Rawle on Cov. for Title, 420; Blanchard v. Brook, 12 Pick. 67; 2 Co. Litt. 385b.

Lord Coke expressly says: But a warranty of itself cannot enlarge an estate as if the lessor by deed release to his lessee for life, and warrant the land to the lessee and his heirs; yet doth not this enlarge his estate.

Justice Vredenburgh, in his opinion, admits this to be law. He says, although the covenants cannot be used to enlarge the estate, yet they may be used to show in what sense the words in the conveying part of the deed were used. What is that but enlarging what would otherwise be their meaning? If without explanation they are insufficient to pass the estate, does not the explanation enlarge their operation?

The learned judge, in his elaborate opinion, says: From these covenants, it is demonstrated that, by the terms children by her present husband, the grantor intended the heirs of her body by her present husband. It follows from this argument, that although the conveying part of the deed may not contain sufficient to convey the estate as a fee simple, for example, yet that if the covenants show an intent to pass a fee simple, it will pass.

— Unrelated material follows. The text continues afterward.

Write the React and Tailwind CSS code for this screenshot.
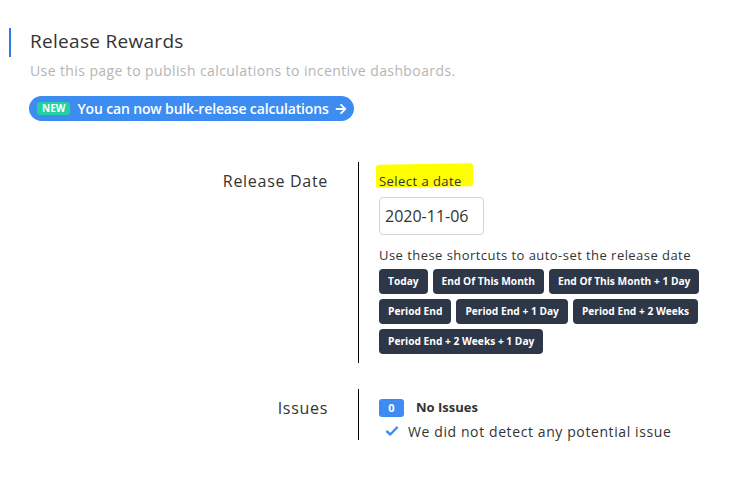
import React from "react";

const F = { fontFamily: '"Open Sans", "Liberation Sans", sans-serif' };

function Btn({ children }) {
  return (
    <button className="h-[25px] px-[9px] rounded-[4px] bg-[#2d3748] text-white text-[10.2px] font-bold leading-none">
      {children}
    </button>
  );
}

export default function App() {
  return (
    <div className="w-[735px] h-[481px] bg-white text-[#333]" style={F}>
      <div className="pt-[28px] flex">
        <div className="ml-[9px] w-[2px] h-[29px] bg-[#2f7be0]" />
        <div className="ml-[19px]">
          <div className="text-[19px] tracking-[0.3px] leading-[29px] text-[#333] -mt-[1px]">Release Rewards</div>
        </div>
      </div>
      <div className="ml-[30px] mt-[4px] text-[14px] tracking-[0.4px] leading-[20px] text-[#b5b5b5]">
        Use this page to publish calculations to incentive dashboards.
      </div>
      <div className="ml-[29px] mt-[15px]">
        <button className="h-[25px] w-[325px] rounded-full bg-[#3c8cf2] flex items-center pl-[8px] text-white text-[14px] tracking-[-0.15px] font-semibold">
          <span className="bg-[#21d19f] rounded-[3px] px-[5px] text-[10px] tracking-normal font-bold leading-[13px] mr-[7px]">NEW</span>
          You can now bulk-release calculations
          <svg className="ml-[6px]" width="12" height="12" viewBox="0 0 448 512" fill="white">
            <path d="M190.5 66.9l22.2-22.2c9.4-9.4 24.6-9.4 33.9 0L441 239c9.4 9.4 9.4 24.6 0 33.9L246.6 467.3c-9.4 9.4-24.6 9.4-33.9 0l-22.2-22.2c-9.5-9.5-9.3-25 .4-34.3L311.4 296H24c-13.3 0-24-10.7-24-24v-32c0-13.3 10.7-24 24-24h287.4L190.9 101.2c-9.8-9.3-10-24.8-.4-34.3z" />
          </svg>
        </button>
      </div>

      <div className="mt-[41px] flex">
        <div className="w-[328px] text-right text-[16px] tracking-[0.7px] leading-[20px] pt-[9px]">Release Date</div>
        <div className="ml-[30px] w-px bg-black h-[201px]" />
        <div className="ml-[20px] pt-[10px]">
          <div className="relative text-[13px] tracking-[0.45px] leading-[18px]">
            <div className="absolute left-[-3px] top-[-8px] w-[97px] h-[23px] bg-[#ffff00] rounded-[3px] -skew-y-1" />
            <span className="relative">Select a date</span>
          </div>
          <div className="mt-[7px] w-[105px] h-[38px] border border-[#d4d4d4] rounded-[4px] flex items-center pl-[5px] text-[16px]">
            2020-11-06
          </div>
          <div className="mt-[11px] text-[13px] tracking-[0.45px] leading-[18px]">Use these shortcuts to auto-set the release date</div>
          <div className="mt-[5px] flex flex-col gap-[5px]">
            <div className="flex gap-[5px]">
              <Btn>Today</Btn>
              <Btn>End Of This Month</Btn>
              <Btn>End Of This Month + 1 Day</Btn>
            </div>
            <div className="flex gap-[5px]">
              <Btn>Period End</Btn>
              <Btn>Period End + 1 Day</Btn>
              <Btn>Period End + 2 Weeks</Btn>
            </div>
            <div className="flex gap-[5px]">
              <Btn>Period End + 2 Weeks + 1 Day</Btn>
            </div>
          </div>
        </div>
      </div>

      <div className="mt-[26px] flex">
        <div className="w-[328px] text-right text-[16px] tracking-[0.7px] leading-[20px] pt-[9px]">Issues</div>
        <div className="ml-[30px] w-px bg-black h-[51px]" />
        <div className="ml-[20px] pt-[9px]">
          <div className="flex items-center">
            <span className="w-[25px] h-[18px] rounded-[3px] bg-[#3c8cf2] text-white text-[11px] font-bold flex items-center justify-center">0</span>
            <span className="ml-[12px] text-[13px] font-bold">No Issues</span>
          </div>
          <div className="flex items-center mt-[3px]">
            <svg className="ml-[7px]" width="12" height="10" viewBox="0 0 12 10">
              <path d="M1 5.5 L4.3 8.5 L11 1.5" stroke="#3c8cf2" strokeWidth="2.4" fill="none" strokeLinecap="round" strokeLinejoin="round" />
            </svg>
            <span className="ml-[10px] text-[14px] tracking-[0.6px]">We did not detect any potential issue</span>
          </div>
        </div>
      </div>
    </div>
  );
}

The argument is, that the words of conveyance and covenant must be construed together. If the covenants look to the larger estate, that will pass upon the intent indicated. Children are said to be equivalent to heirs, because she warranted to her heirs; and the heirs are said to be not heirs general, because she called them children.

The inconsistency between the conveyance and covenant shows mistake in the one or the other. The safest rule of construction is that propounded by the Supreme Court; that the quantity of the estate conveyed must depend upon the operative words of conveyance, and not upon the covenants defending the quantity of estate conveyed.

Starting with that premise, it seems difficult, nay impossible, to reach the conclusion, that the covenants are to be looked to in the interpretation of the conveyance, as such.